This posting was written by Jeffrey May, Editor of CCH Trade Regulation Reporter.
The FTC will allow Western Digital Corporation’s proposed acquisition of Viviti Technologies Ltd., formerly known as Hitachi Global Storage Technologies, to proceed, subject to divesture of selected Hitachi Global Storage Technologies assets related to the manufacture and sale of desktop hard disk drives to Toshiba Corporation.
A proposed consent decree would resolve FTC charges that the proposed acquisition would likely have harmed competition in the market for desktop hard disk drives used in personal computers.
According to the agency, the deal as originally proposed would have left only two companies, Western Digital and Seagate Technology LLC, in control of the entire worldwide market for desktop hard disk drives—key inputs into computers and other electronic devices that are used to store and allow fast access to data.
“Protecting competition in the high-tech marketplace is a high priority for the FTC,” said FTC Bureau of Competition Director Richard Feinstein. “This order will ensure that vigorous competition continues in the worldwide market for desktop hard disk drives and that consumers are not faced with higher prices or reduced innovation as a result of this deal.”
Timing of Filings
In a March 5 statement accompanying the complaint and proposed consent order, the FTC explained the relationship of its analysis of the proposed Western Digital/Hitachi acquisition to an acquisition by Seagate Technology LLC of Samsung Electronics Co. Ltd.'s hard disk drive assets. The FTC reviewed the Western Digital/Hitachi transaction at the same time as it reviewed Seagate Technology/Samsung transaction. The two transactions were announced within weeks of each other.
“Commission staff reviewed both matters at the same time in order to understand the effects on competition resulting from each transaction on its own, as well as the cumulative effect on the relevant markets if both transactions were allowed to be consummated,” according to the FTC. The agency earlier closed its investigation
of the Seagate Technology/Samsung transaction without taking action.
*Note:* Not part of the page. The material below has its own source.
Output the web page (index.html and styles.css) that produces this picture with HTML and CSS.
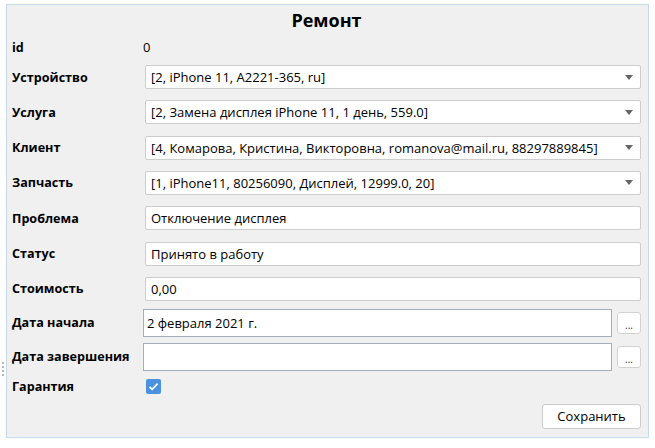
FILE: index.html
```html
<!DOCTYPE html>
<html lang="ru">
<head>
<meta charset="utf-8">
<title>Ремонт</title>
<link rel="stylesheet" href="styles.css">
</head>
<body>
<div class="grip"><span></span><span></span><span></span><span></span></div>
<div class="panel">
  <div class="title">Ремонт</div>
  <div class="row row-id">
    <div class="label">id</div>
    <div class="value">0</div>
  </div>
  <div class="row row-field first">
    <div class="label">Устройство</div>
    <div class="combo"><span class="text">[2, iPhone 11, A2221-365, ru]</span><span class="arrow"></span></div>
  </div>
  <div class="row row-field">
    <div class="label">Услуга</div>
    <div class="combo"><span class="text">[2, Замена дисплея iPhone 11, 1 день, 559.0]</span><span class="arrow"></span></div>
  </div>
  <div class="row row-field">
    <div class="label">Клиент</div>
    <div class="combo"><span class="text">[4, Комарова, Кристина, Викторовна, romanova@mail.ru, 88297889845]</span><span class="arrow"></span></div>
  </div>
  <div class="row row-field">
    <div class="label">Запчасть</div>
    <div class="combo"><span class="text">[1, iPhone11, 80256090, Дисплей, 12999.0, 20]</span><span class="arrow"></span></div>
  </div>
  <div class="row row-field">
    <div class="label">Проблема</div>
    <div class="edit">Отключение дисплея</div>
  </div>
  <div class="row row-field">
    <div class="label">Статус</div>
    <div class="edit">Принято в работу</div>
  </div>
  <div class="row row-field">
    <div class="label">Стоимость</div>
    <div class="edit">0,00</div>
  </div>
  <div class="row row-date first-date">
    <div class="label">Дата начала</div>
    <div class="date-wrap">
      <div class="date">2 февраля 2021 г.</div>
      <button class="dots">...</button>
    </div>
  </div>
  <div class="row row-date second-date">
    <div class="label">Дата завершения</div>
    <div class="date-wrap">
      <div class="date"></div>
      <button class="dots">...</button>
    </div>
  </div>
  <div class="row row-check">
    <div class="label">Гарантия</div>
    <div class="check">
      <svg width="15" height="15" viewBox="0 0 15 15"><rect x="0" y="0" width="15" height="15" rx="2" fill="#4a92df"/><path d="M3.5 7.8 L6.2 10.4 L11.6 4.6" fill="none" stroke="#fff" stroke-width="1.6"/></svg>
    </div>
  </div>
  <div class="actions">
    <button class="save">Сохранить</button>
  </div>
</div>
</body>
</html>
```
FILE: styles.css
```css
* { box-sizing: border-box; }
html, body { margin: 0; padding: 0; background: #ffffff; }
body {
  font-family: "Open Sans", "Noto Sans", sans-serif;
  font-size: 13px;
  color: #000;
  position: relative;
  width: 655px;
  height: 448px;
  overflow: hidden;
}
.grip {
  position: absolute;
  left: 2px;
  top: 362px;
  display: flex;
  flex-direction: column;
  gap: 2px;
}
.grip span {
  display: block;
  width: 2px;
  height: 2px;
  background: #b8b8b8;
}
.panel {
  margin: 4px 6px 0 6px;
  height: 434px;
  border: 1px solid #c8d9ec;
  background: #f0f0f0;
  padding: 0 7px 0 5px;
  display: flex;
  flex-direction: column;
}
.title {
  height: 32px;
  line-height: 31px;
  text-align: center;
  font-size: 18px;
  font-weight: 700;
}
.row {
  display: grid;
  grid-template-columns: 131px 1fr;
  align-items: center;
}
.label {
  font-weight: 700;
  font-size: 12.6px;
  white-space: nowrap;
}
.row-id { height: 20px; }
.value { padding-left: 0; }
.row-field { height: 24px; margin-top: 11.33px; }
.row-field.first { margin-top: 8px; }
.combo, .edit {
  margin-left: 2px;
  height: 100%;
  background: #fff;
  border: 1px solid #cdcdcd;
  border-radius: 2px;
  display: flex;
  align-items: center;
  padding-left: 5px;
  white-space: nowrap;
  overflow: hidden;
}
.combo .text { flex: 1; overflow: hidden; }
.arrow {
  width: 0;
  height: 0;
  border-left: 4px solid transparent;
  border-right: 4px solid transparent;
  border-top: 5px solid #666;
  margin-right: 7px;
  margin-left: 6px;
}
.row-date { height: 28px; }
.row-date.first-date { margin-top: 8px; }
.row-date.second-date { margin-top: 6px; }
.date-wrap {
  display: flex;
  align-items: center;
  gap: 5px;
  height: 100%;
}
.date {
  flex: 1;
  height: 100%;
  background: #fff;
  border: 1px solid #a5afba;
  display: flex;
  align-items: center;
  padding-left: 3px;
}
.dots {
  width: 24px;
  height: 22px;
  background: #fff;
  border: 1px solid #d2d2d2;
  border-radius: 3px;
  font-family: "Open Sans", sans-serif;
  font-size: 10px;
  color: #333;
  padding: 4px 0 0 0;
  line-height: 10px;
}
.row-check { height: 15px; margin-top: 7px; }
.check { display: flex; padding-left: 3px; }
.check svg { display: block; }
.actions {
  display: flex;
  justify-content: flex-end;
  margin-top: 11px;
}
.save {
  width: 99px;
  height: 25px;
  background: #fff;
  border: 1px solid #cccccc;
  border-radius: 3px;
  font-family: "Open Sans", sans-serif;
  font-size: 13px;
  color: #000;
  padding: 0;
}
```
In reviewing the two transactions, the European Commission (EC), on the other hand, followed a priority rule and gave priority to the transaction that was notified first. As a result, Seagate’s planned acquisition of Samsung’s hard-disk operations, which was notified to the EC prior to the planned Western Digital/Hitachi combination, was assessed assuming that Western Digital and Hitachi were still separate competitors. The implications of the second deal were not considered.
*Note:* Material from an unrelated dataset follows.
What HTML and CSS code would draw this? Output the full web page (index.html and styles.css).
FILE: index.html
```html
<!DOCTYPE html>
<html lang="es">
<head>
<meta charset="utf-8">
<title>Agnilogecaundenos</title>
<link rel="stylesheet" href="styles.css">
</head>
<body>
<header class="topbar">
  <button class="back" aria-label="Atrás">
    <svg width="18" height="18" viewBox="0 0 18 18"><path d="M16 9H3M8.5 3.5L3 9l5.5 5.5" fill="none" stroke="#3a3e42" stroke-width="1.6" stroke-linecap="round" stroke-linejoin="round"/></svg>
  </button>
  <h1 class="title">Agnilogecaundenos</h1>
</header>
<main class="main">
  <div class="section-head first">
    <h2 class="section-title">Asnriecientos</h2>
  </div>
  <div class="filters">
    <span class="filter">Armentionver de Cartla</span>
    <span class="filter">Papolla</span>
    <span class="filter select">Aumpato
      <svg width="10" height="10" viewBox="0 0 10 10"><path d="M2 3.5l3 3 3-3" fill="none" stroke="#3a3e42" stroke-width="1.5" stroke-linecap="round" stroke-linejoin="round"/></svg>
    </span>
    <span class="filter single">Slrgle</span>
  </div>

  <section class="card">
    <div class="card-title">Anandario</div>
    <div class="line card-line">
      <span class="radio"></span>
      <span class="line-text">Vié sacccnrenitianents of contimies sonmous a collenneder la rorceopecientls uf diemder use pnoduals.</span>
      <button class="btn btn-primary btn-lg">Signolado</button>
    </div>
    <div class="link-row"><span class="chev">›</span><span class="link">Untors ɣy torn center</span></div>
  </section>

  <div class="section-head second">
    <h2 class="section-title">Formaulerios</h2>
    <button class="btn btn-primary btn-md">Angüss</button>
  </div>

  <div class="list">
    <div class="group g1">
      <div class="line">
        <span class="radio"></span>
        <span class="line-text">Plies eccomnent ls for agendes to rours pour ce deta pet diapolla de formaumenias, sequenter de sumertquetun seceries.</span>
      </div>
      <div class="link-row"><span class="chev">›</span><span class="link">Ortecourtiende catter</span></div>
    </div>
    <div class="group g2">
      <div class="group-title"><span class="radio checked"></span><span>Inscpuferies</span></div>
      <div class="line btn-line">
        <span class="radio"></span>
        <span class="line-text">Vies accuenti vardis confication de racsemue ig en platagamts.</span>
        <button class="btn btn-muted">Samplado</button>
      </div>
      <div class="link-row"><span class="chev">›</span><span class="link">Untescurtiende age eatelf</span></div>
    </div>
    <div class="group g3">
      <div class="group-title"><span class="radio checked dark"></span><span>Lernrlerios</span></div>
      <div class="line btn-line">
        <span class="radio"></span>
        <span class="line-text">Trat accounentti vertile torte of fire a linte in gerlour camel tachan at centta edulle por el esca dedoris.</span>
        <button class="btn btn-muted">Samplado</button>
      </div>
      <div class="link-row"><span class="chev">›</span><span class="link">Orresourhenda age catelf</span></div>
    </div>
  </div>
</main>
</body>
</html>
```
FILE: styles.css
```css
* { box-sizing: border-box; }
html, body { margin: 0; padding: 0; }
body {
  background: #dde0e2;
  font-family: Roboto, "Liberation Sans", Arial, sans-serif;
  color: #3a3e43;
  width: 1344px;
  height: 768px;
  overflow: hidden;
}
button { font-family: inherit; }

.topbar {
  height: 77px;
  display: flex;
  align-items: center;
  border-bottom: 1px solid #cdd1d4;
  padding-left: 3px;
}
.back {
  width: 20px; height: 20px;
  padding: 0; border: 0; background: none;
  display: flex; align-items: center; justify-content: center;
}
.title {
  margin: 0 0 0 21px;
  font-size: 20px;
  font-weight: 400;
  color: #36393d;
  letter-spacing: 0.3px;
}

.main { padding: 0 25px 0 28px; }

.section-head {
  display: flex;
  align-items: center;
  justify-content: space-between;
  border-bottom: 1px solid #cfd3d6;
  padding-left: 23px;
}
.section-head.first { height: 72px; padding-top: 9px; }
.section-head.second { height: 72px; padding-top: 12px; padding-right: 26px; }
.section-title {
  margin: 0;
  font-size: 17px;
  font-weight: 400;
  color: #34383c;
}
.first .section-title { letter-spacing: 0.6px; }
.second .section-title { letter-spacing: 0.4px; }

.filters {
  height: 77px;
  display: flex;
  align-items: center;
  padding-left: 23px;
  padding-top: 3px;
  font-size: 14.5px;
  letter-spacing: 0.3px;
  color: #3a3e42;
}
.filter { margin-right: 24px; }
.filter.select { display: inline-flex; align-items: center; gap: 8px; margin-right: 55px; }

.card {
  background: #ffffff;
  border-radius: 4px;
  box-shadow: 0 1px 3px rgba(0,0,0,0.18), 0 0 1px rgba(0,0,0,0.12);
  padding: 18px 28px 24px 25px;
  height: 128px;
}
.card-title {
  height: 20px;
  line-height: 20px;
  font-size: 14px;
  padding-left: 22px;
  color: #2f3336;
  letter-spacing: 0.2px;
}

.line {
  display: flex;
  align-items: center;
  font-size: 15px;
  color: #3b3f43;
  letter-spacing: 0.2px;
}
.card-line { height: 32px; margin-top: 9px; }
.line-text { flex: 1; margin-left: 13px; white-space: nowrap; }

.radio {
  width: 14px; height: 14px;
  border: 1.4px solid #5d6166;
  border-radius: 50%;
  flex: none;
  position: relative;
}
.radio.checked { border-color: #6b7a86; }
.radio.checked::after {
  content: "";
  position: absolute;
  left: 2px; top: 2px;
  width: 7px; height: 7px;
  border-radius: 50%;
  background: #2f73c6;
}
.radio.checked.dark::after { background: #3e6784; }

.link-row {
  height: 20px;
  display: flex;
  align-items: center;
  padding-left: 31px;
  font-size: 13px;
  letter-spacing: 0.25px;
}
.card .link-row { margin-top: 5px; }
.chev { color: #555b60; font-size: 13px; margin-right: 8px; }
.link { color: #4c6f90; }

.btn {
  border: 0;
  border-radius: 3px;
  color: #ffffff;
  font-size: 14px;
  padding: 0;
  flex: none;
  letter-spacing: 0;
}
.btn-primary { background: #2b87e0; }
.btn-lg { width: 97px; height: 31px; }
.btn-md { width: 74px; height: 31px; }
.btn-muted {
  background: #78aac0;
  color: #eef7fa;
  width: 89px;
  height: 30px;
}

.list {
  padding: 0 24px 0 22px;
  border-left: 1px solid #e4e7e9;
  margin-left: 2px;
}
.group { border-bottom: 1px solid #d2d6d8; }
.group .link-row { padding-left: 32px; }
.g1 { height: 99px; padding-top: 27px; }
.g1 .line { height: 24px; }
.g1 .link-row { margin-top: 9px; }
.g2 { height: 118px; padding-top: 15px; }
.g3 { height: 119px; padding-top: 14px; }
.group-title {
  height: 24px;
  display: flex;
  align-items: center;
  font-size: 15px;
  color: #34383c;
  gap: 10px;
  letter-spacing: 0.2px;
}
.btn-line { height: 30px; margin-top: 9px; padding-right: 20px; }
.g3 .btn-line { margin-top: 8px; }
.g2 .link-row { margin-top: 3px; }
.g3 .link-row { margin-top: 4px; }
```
In November 2011, the EC announced that clearance of the Western Digital/Hitachi combination was conditioned upon the divestment of essential production assets for 3.5-inch hard disk drives, including a production plant, and accompanying measures. The Seagate Technology/Samsung transaction was approved by the EC without conditions.
The case is Matter of Western Digital Corporation, FTC File No. 111 0122, Docket No. C-4350, CCH Trade Regulation Reporter ¶16,738. The proposed consent agreement appears here at 77 Federal Register 14523, March 12, 2012.